I agree with the "Arab Spring has no chance" thesis though, Saddam didn't even allow his citizens to own cellular phones. Forget the cracks in the machine... they were only minute dents that could protect you for a few minutes against the onslaught of the almighty state.
 
There won't be an Arab Spring in Iraq, if the whole movement isn't butterflied away by the lack of invasion. The first group of protesters will get machine-gunned, the second group will be rounded up and tortured along with their families and anyone they've ever known, and there won't be a third group.

counter argument is that the Invasion of Iraq DELAYED the uprisings by diverting people's attention away from thier own crappy govts and onto the USA.

but yes and Arab Spring in Iraq would be violent. Peaceful protestors will be machine gunned.

but just maybe the regular army rebels , Badr Birgade, Mahdi Army and Kurdish Pershmerga rise up.

and we end up with an Iraq Civil war. especially if Egypt and Libya still go .
 
counter argument is that the Invasion of Iraq DELAYED the uprisings by diverting people's attention away from thier own crappy govts and onto the USA.

but yes and Arab Spring in Iraq would be violent. Peaceful protestors will be machine gunned.

but just maybe the regular army rebels , Badr Birgade, Mahdi Army and Kurdish Pershmerga rise up.

and we end up with an Iraq Civil war. especially if Egypt and Libya still go .

Saddam crushed the Kurds before, if they rise again he'll crush them twice as hard. If the army rises, then that's what the Republican Guard is for.
 
The US could do what it did in Libyan, which is basically the international version of pushing on a short person's head to keep them at bay while they try to wail away at you, and then kicking them in the balls.

The US is more familiar and comfortable with intervening in Iraq, and with US aid, an Iraqi uprising would go better than on its own.
 
In theory. The two actually despised each other-Daddy Assad was an ally of Iran during the '80s, and even sent troops to Saudi in 1990-91, as well as putting three divisions on the Iraq-Syria border during ODS.
 
In theory. The two actually despised each other-Daddy Assad was an ally of Iran during the '80s, and even sent troops to Saudi in 1990-91, as well as putting three divisions on the Iraq-Syria border during ODS.

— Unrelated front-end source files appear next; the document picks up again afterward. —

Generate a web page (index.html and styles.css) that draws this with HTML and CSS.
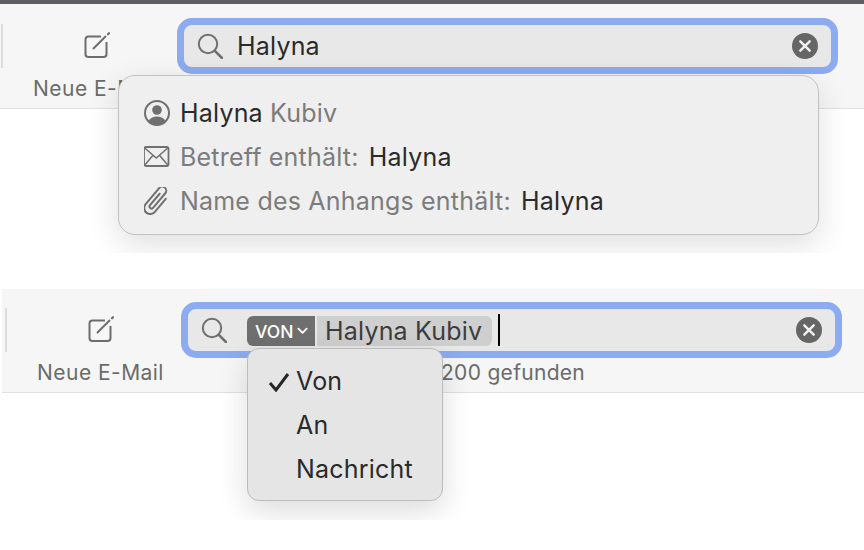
FILE: index.html
```html
<!DOCTYPE html>
<html lang="de">
<head>
<meta charset="utf-8">
<title>Suche</title>
<link rel="stylesheet" href="styles.css">
</head>
<body>
<section class="shot shot-a">
  <div class="topline"></div>
  <header class="toolbar">
    <div class="sep"></div>
    <div class="tool">
      <svg class="compose" viewBox="0 0 26 26"><path d="M17 4.500H4.500Q1.500 4.500 1.500 7.500V22Q1.500 25 4.500 25H19.500Q22.500 25 22.500 22V10" fill="none" stroke="#6d6d6d" stroke-width="2"/><path d="M9 17L22 4" stroke="#6d6d6d" stroke-width="2" fill="none"/><path d="M24 2.200L25 1.200" stroke="#6d6d6d" stroke-width="2.200" stroke-linecap="round"/></svg>
      <span class="tool-label">Neue E-Mail</span>
    </div>
    <div class="search-col">
      <div class="field">
        <svg class="lens" viewBox="0 0 26 26"><circle cx="11" cy="11" r="9.200" fill="none" stroke="#707070" stroke-width="2"/><path d="M17.800 17.800L25 25" stroke="#707070" stroke-width="2.600" stroke-linecap="round"/></svg>
        <span class="query">Halyna</span>
        <svg class="clear" viewBox="0 0 26 26"><circle cx="13" cy="13" r="13" fill="#666"/><path d="M8.300 8.300L17.700 17.700M17.700 8.300L8.300 17.700" stroke="#f2f2f2" stroke-width="2.400" stroke-linecap="round"/></svg>
      </div>
    </div>
  </header>
  <div class="suggest">
    <div class="s-row">
      <svg class="s-icon" viewBox="0 0 26 26"><circle cx="13" cy="13" r="12" fill="none" stroke="#707070" stroke-width="2"/><circle cx="13" cy="10" r="4.800" fill="#707070"/><path d="M4.500 21Q7 16.500 13 16.500T21.500 21Q18 25 13 25T4.500 21Z" fill="#707070"/></svg>
      <span class="dark">Halyna</span>&nbsp;<span class="muted">Kubiv</span>
    </div>
    <div class="s-row">
      <svg class="s-icon" viewBox="0 0 26 28"><rect x="0" y="4" width="24.500" height="19" rx="2" fill="none" stroke="#707070" stroke-width="1.800"/><path d="M.8 5L12.250 15L23.700 5M.8 22L8.800 12.500M23.700 22L15.700 12.500" fill="none" stroke="#707070" stroke-width="1.500"/></svg>
      <span class="muted">Betreff enthält:</span>&nbsp;<span class="dark value">Halyna</span>
    </div>
    <div class="s-row">
      <svg class="s-icon" viewBox="4 4 24 28"><path transform="rotate(40 16 17) translate(3 1.500)" d="M19 9V26a6 6 0 0 1-12 0V5a4 4 0 0 1 8 0V24a2 2 0 0 1-4 0V9" fill="none" stroke="#707070" stroke-width="2" stroke-linecap="round"/></svg>
      <span class="muted">Name des Anhangs enthält:</span>&nbsp;<span class="dark value">Halyna</span>
    </div>
  </div>
</section>

<section class="shot shot-b">
  <header class="toolbar">
    <div class="sep"></div>
    <div class="tool">
      <svg class="compose" viewBox="0 0 26 26"><path d="M17 4.500H4.500Q1.500 4.500 1.500 7.500V22Q1.500 25 4.500 25H19.500Q22.500 25 22.500 22V10" fill="none" stroke="#6d6d6d" stroke-width="2"/><path d="M9 17L22 4" stroke="#6d6d6d" stroke-width="2" fill="none"/><path d="M24 2.200L25 1.200" stroke="#6d6d6d" stroke-width="2.200" stroke-linecap="round"/></svg>
      <span class="tool-label">Neue E-Mail</span>
    </div>
    <div class="search-col">
      <div class="field">
        <svg class="lens" viewBox="0 0 26 26"><circle cx="11" cy="11" r="9.200" fill="none" stroke="#707070" stroke-width="2"/><path d="M17.800 17.800L25 25" stroke="#707070" stroke-width="2.600" stroke-linecap="round"/></svg>
        <div class="token">
          <span class="token-key">VON<svg class="chev" viewBox="0 0 12 8"><path d="M1.500 1.500L6 6L10.500 1.500" fill="none" stroke="#fff" stroke-width="2" stroke-linecap="round" stroke-linejoin="round"/></svg></span>
          <span class="token-val">Halyna Kubiv</span>
        </div>
        <span class="caret"></span>
        <svg class="clear" viewBox="0 0 26 26"><circle cx="13" cy="13" r="13" fill="#666"/><path d="M8.300 8.300L17.700 17.700M17.700 8.300L8.300 17.700" stroke="#f2f2f2" stroke-width="2.400" stroke-linecap="round"/></svg>
      </div>
      <div class="status">200 gefunden</div>
      <div class="menu">
        <div class="m-row"><svg class="check" viewBox="0 0 22 20"><path d="M2 11L8 18L20 2" fill="none" stroke="#262626" stroke-width="3"/></svg>Von</div>
        <div class="m-row">An</div>
        <div class="m-row">Nachricht</div>
      </div>
    </div>
  </header>
</section>
</body>
</html>
```
FILE: styles.css
```css
* { box-sizing: border-box; }
html, body { margin: 0; padding: 0; background: #fff; }
body {
  width: 864px;
  height: 550px;
  overflow: hidden;
  font-family: Inter, "Liberation Sans", sans-serif;
  color: #2a2a2a;
}
.shot { position: relative; overflow: hidden; }
.shot-a { height: 253px; margin-bottom: 36px; }
.shot-b { height: 231px; margin-left: 2px; }
.topline { height: 4px; background: #5e5e64; }
.toolbar {
  position: relative;
  display: flex;
  align-items: flex-start;
  height: 105px;
  background: #f6f6f6;
  border-bottom: 1px solid #e0e0e0;
}
.shot-a .toolbar { padding: 14px 0 0 1px; }
.shot-b .toolbar { height: 104px; padding: 13px 0 0 3px; }
.sep { width: 2px; height: 44px; margin-top: 6px; background: #dcdcdc; flex: none; }
.tool {
  display: flex;
  flex-direction: column;
  align-items: center;
  flex: none;
  width: 174px;
  padding: 14px 0 0 13px;
}
.compose { width: 26px; height: 26px; display: block; }
.tool-label {
  margin-top: 17px;
  font-size: 21px;
  line-height: 28px;
  letter-spacing: .45px;
  color: #6b6b6b;
  white-space: nowrap;
}
.search-col { position: relative; width: 661px; flex: none; }
.field {
  display: flex;
  align-items: center;
  height: 56px;
  padding: 0 13px;
  border: 7px solid #8cabf0;
  border-radius: 15px;
  background: #e8e8e8;
}
.lens { width: 26px; height: 26px; flex: none; }
.query { margin-left: 14px; font-size: 25px; letter-spacing: .2px; color: #2a2a2a; }
.clear { width: 26px; height: 26px; flex: none; margin-left: auto; }
.token { display: flex; margin: 2px 0 0 20px; height: 30px; }
.token-key {
  display: flex;
  align-items: center;
  gap: 4px;
  width: 68px;
  padding-left: 8px;
  background: #6f6f6f;
  color: #fff;
  font-size: 17.500px;
  font-weight: 500;
  border-radius: 6px 0 0 6px;
}
.chev { width: 11px; height: 8px; }
.token-val {
  display: flex;
  align-items: center;
  margin-left: 2px;
  width: 175px;
  padding-left: 8px;
  background: #cfcfcf;
  color: #3d3d3d;
  font-size: 25px;
  letter-spacing: .2px;
  border-radius: 0 6px 6px 0;
}
.caret { width: 2px; height: 32px; margin-left: 6px; background: #000; }
.status {
  margin: 1px 0 0 260px;
  font-size: 21px;
  line-height: 28px;
  letter-spacing: .3px;
  color: #6b6b6b;
}
.suggest {
  position: absolute;
  left: 118px;
  top: 75px;
  width: 701px;
  height: 160px;
  padding-top: 15px;
  background: #efefef;
  border: 1px solid #c2c2c2;
  border-radius: 17px;
  box-shadow: 0 10px 32px rgba(0, 0, 0, .13);
}
.s-row {
  display: flex;
  align-items: center;
  height: 44px;
  padding-left: 25px;
  font-size: 25px;
  letter-spacing: .2px;
  white-space: nowrap;
}
.s-icon { width: 26px; height: 28px; flex: none; margin-right: 10px; }
.dark { color: #2a2a2a; }
.value { margin-left: 3px; }
.muted { color: #7c7c7c; }
.menu {
  position: absolute;
  left: 66px;
  top: 46px;
  width: 196px;
  height: 153px;
  padding-top: 10px;
  background: #e5e5e5;
  border: 1px solid #bcbcbc;
  border-radius: 12px;
  box-shadow: 0 10px 30px rgba(0, 0, 0, .14);
}
.m-row {
  position: relative;
  height: 44px;
  line-height: 44px;
  padding-left: 48px;
  font-size: 25px;
  letter-spacing: .2px;
  color: #2a2a2a;
}
.check { position: absolute; left: 20px; top: 13px; width: 22px; height: 20px; }
```
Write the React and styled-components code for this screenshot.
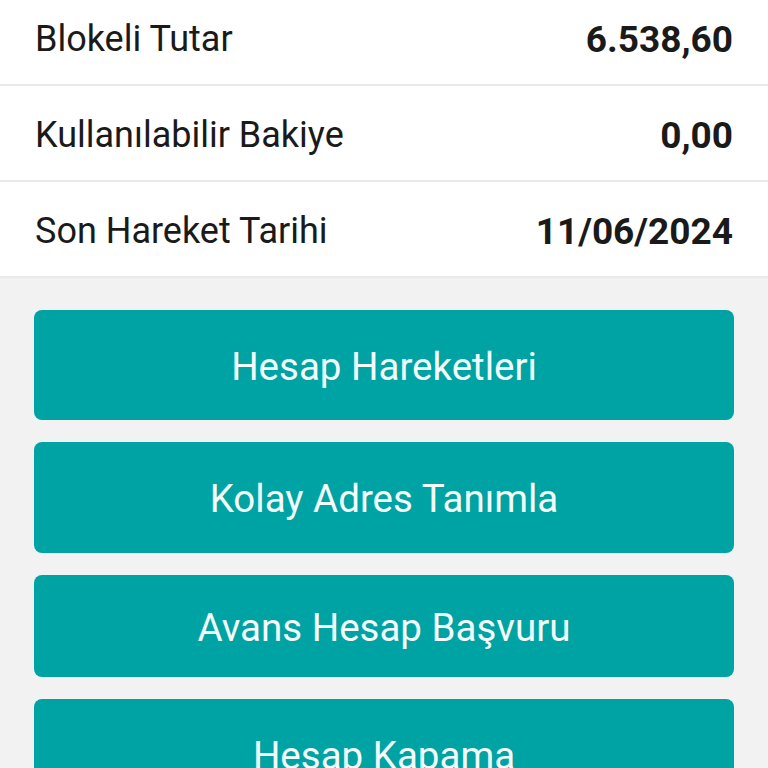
import React from 'react'
import styled, { createGlobalStyle } from 'styled-components'

const GlobalStyle = createGlobalStyle`
  html, body {
    margin: 0;
    padding: 0;
    background: #f2f2f2;
    font-family: Roboto, "Noto Sans", sans-serif;
  }
`

const Page = styled.div`
  width: 768px;
  height: 768px;
  overflow: hidden;
  background: #f2f2f2;
`

const InfoList = styled.div`
  margin-top: -10px;
  background: #fff;
`

const InfoRow = styled.div`
  box-sizing: border-box;
  display: flex;
  align-items: center;
  justify-content: space-between;
  height: 96px;
  padding: 4px 35px 0;
  border-bottom: 2px solid #e9e9e9;
`

const Label = styled.span`
  font-size: 36px;
  color: #1a1a1a;
`

const Value = styled.span`
  font-size: 37px;
  font-weight: 700;
  color: #1a1a1a;
`

const Actions = styled.div`
  display: flex;
  flex-direction: column;
  gap: 22px;
  padding: 32px 34px 0;
`

const ActionButton = styled.button`
  height: ${p => p.h}px;
  padding: 4px 0 0;
  border: none;
  border-radius: 8px;
  background: #00a3a3;
  color: #f4fbfb;
  font-family: Roboto, "Noto Sans", sans-serif;
  font-size: 38.5px;
  line-height: 1;
  flex-shrink: 0;
  cursor: pointer;
`

const rows = [
  { label: 'Blokeli Tutar', value: '6.538,60' },
  { label: 'Kullanılabilir Bakiye', value: '0,00' },
  { label: 'Son Hareket Tarihi', value: '11/06/2024' },
]

const buttons = [
  { text: 'Hesap Hareketleri', h: 110 },
  { text: 'Kolay Adres Tanımla', h: 111 },
  { text: 'Avans Hesap Başvuru', h: 102 },
  { text: 'Hesap Kapama', h: 110 },
]

function App() {
  return (
    <Page>
      <GlobalStyle />
      <InfoList>
        {rows.map(r => (
          <InfoRow key={r.label}>
            <Label>{r.label}</Label>
            <Value>{r.value}</Value>
          </InfoRow>
        ))}
      </InfoList>
      <Actions>
        {buttons.map(b => (
          <ActionButton key={b.text} h={b.h}>{b.text}</ActionButton>
        ))}
      </Actions>
    </Page>
  )
}

export default App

Indeed, funny the split that happened between the two Ba'ath Parties.

My suspicions rest more on distrusting the ambitious Hussein more than anything, the difference between the two of them of course was mainly that Assad died an old man in his bed, while Saddam died at the snapping end of the noose.
 
There was actually a proposed merger of Iraq and Syria in the mid '70s. It fell apart when no one could agree on who would be President. Saddam, naturally, felt he ought to be, while Assad felt otherwise. And when Saddam took full power in Iraq back in '79, the "conspiracy" that he said existed in the Baath Party that supposedly planned his assassination and a coup was a Syrian-backed one. The videotape of that is infamous: the deputy PM reads a confession with the eagerness that doing so would save his life (it didn't). Then one of Saddam's aides reads a list of names, and those named were told to get up and leave the meeting hall. Saddam's puffing on a cigar as the list is read, and when one of those named protests, Saddam shouts "Get Out!" at the man. The next day all of those so named-about a hundred-were shot. And Saddam's own ministers performed the executions to prove their loyalty.
 
I think people are overestimating Saddam's regime. By 2003 his army was in shambles. Yes he probably could have rebuilt it somewhat through trade with countries like Russia and China. But his army would have been nowhere near what it was in 1991.

Moreover, people forget that there were already UN-imposed no fly zones over southern and northern Iraq. And the Kurds already had a de facto statelet outside Saddam's control.

Had the Arab Spring occurred, he would have tried to put it down like Syria's, but just as Syria's revolt is enduring, Iraq's would too. The U.S. and the UK might well have, as in OTL Libya, expanded the scope of the existing NFZs to help aid an uprising. Iran would have funneled weapons and training to Shi'a groups, and the Kurdish peshmerga would have used its own territory as a base and pushed from the north.

So, no, I don't think Saddam would have survived.
 
Also, Obama wouldn't be president. He only ran - and was only competitive with Hillary - because of the Iraq War. Absent that he's still just the senator from Illinois, and Hillary is probably president.